A l’heure de son entrée en fonction comme Premier ministre, loin de moi l’idée de faire un procès d’intention à Sébastien Lecornu en qui chacun reconnaissait un excellent ministre des armées. Ce garçon, jeune, est d’ailleurs au-dessus de tout soupçon, après avoir été président du conseil départemental de l’Eure, maire de Vernon et plusieurs fois ministre. Un parcours sans faute, au-dessus de toute éloge.
Le voici donc aujourd’hui, à 39 ans chef du gouvernement pour une « mission impossible » comme dirait Tom Cruise, face à une Assemblée nationale ingouvernable et en devoir de faire voter un budget introuvable. Dans ces conditions, on a en envie de lui souhaiter bonne chance et surtout de lui dire « bon courage ! »
La question est ailleurs : tiendra-t-il six, neuf, douze mois avant d’être censuré ? Car censuré, il le sera à coup sûr. Des mots prononcés sur le perron de Matignon, dans un discours d’un peu plus de 2mn, on retiendra surtout la nécessité de « ruptures » et pas seulement dans la forme, mais sur le fond. Qu’entend-t-il par là ? Cela reste pour le moment encore énigmatique.
Rupture avec Macron ? c’est peu vraisemblable, il n’y a pas l’épaisseur d’une feuille de papier à cigarette entre les deux hommes, rupture sur les choix de son prédécesseur : abandon de la suppression des deux jours fériés, c’est possible, taxation des personnes les plus fortunées, c’est également envisageable. Une chose est certaine, en français les mots on un sens or la définition de rupture signifie une séparation brusque, inévitable, une interruption soudaine.
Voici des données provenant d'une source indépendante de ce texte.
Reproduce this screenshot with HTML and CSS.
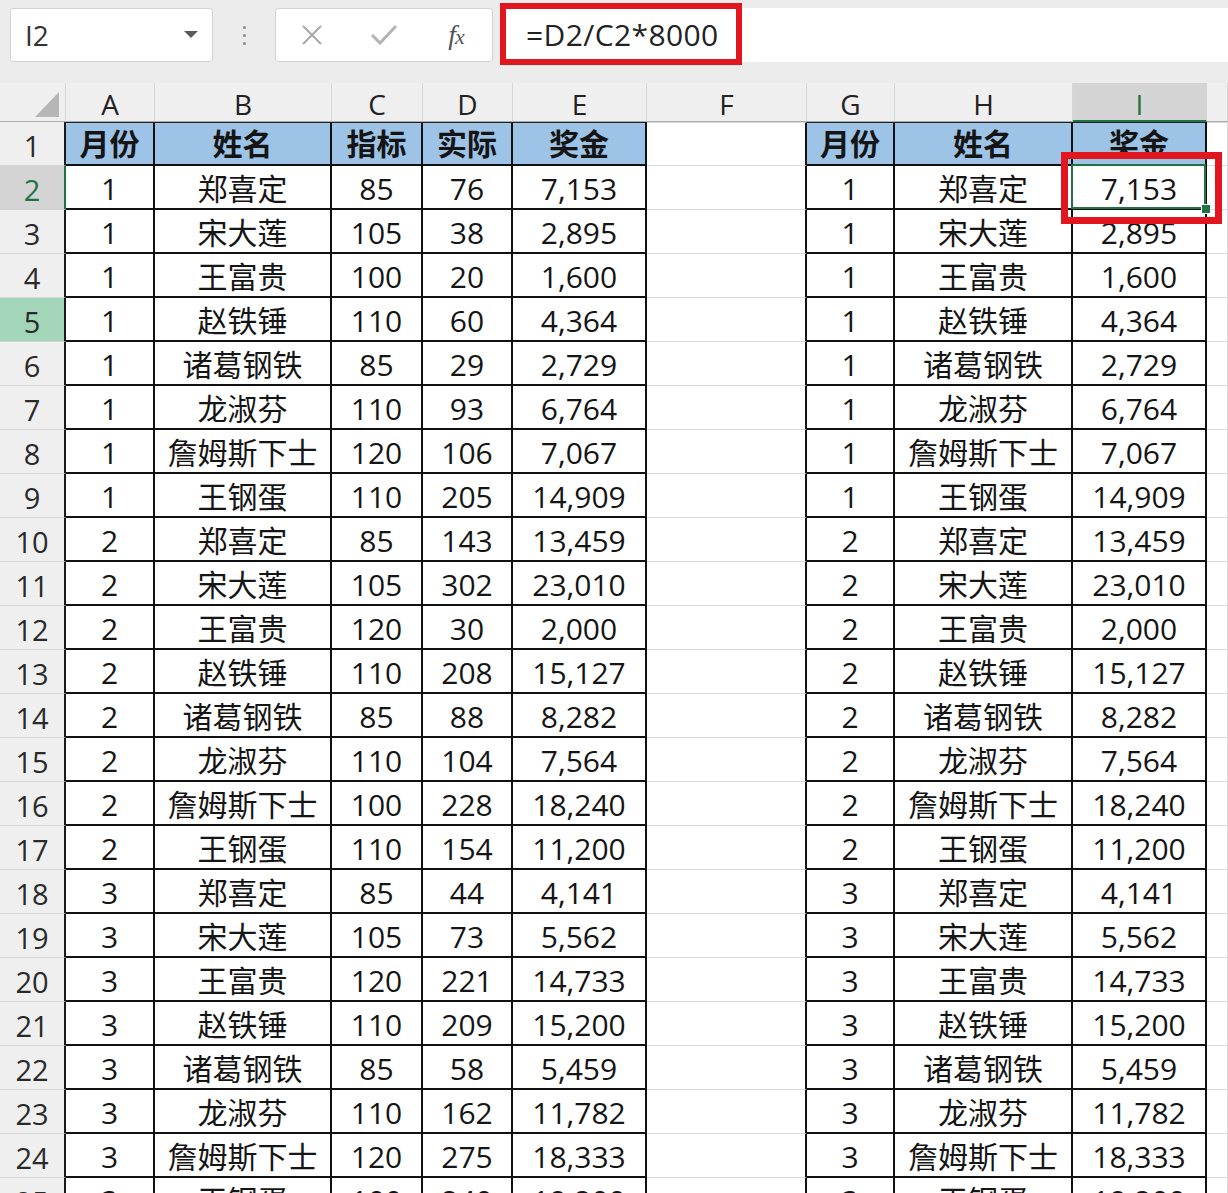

Ce qui est vrai, c’est qu’il ne s’agit pas d’une rupture conventionnelle, ou amoureuse, pas plus que d’une rupture d’anévrisme, ou encore de la rupture d’une digue, alors quoi ?
Nous allons devoir patienter encore quelques jours pour avoir le fin mot de l’histoire. Ce qui est clair, en revanche, c’est que Sébastien Lecornu est la dernière cartouche, l’ultime fusible pour Emmanuel Macron qui paierait très cher l’échec de son Premier ministre. La disgrâce de celui-ci par les parlementaires ne lui offrirait en effet que deux alternatives : dissoudre l’AN ou démissionner, car toute tentative de destitution de la part de LFI est vouée à l’échec. Dans les deux cas, une situation plutôt piteuse pour le locataire à bail précaire de l’occupant de l’Élysée.
C’est pourquoi ces mots de « rupture » sont tellement importants, il en va de la survie de ce deuxième quinquennat, il vaut donc mieux que ce ne doit pas un pétard mouillé.
L’étymologie du nom Lecornu nous enseigne qu’il tire son origines Moyenâgeuse du latin « Cornu » qui vient de mari trompé, dérivé du sobriquet corne, cocu si vous préférez. Si tel devait être le cas Sébastien Le(Cornu) rejoindrait alors les nombreux français qui ont été trompés par Emmanuel Macron. Mince satisfaction en perspective.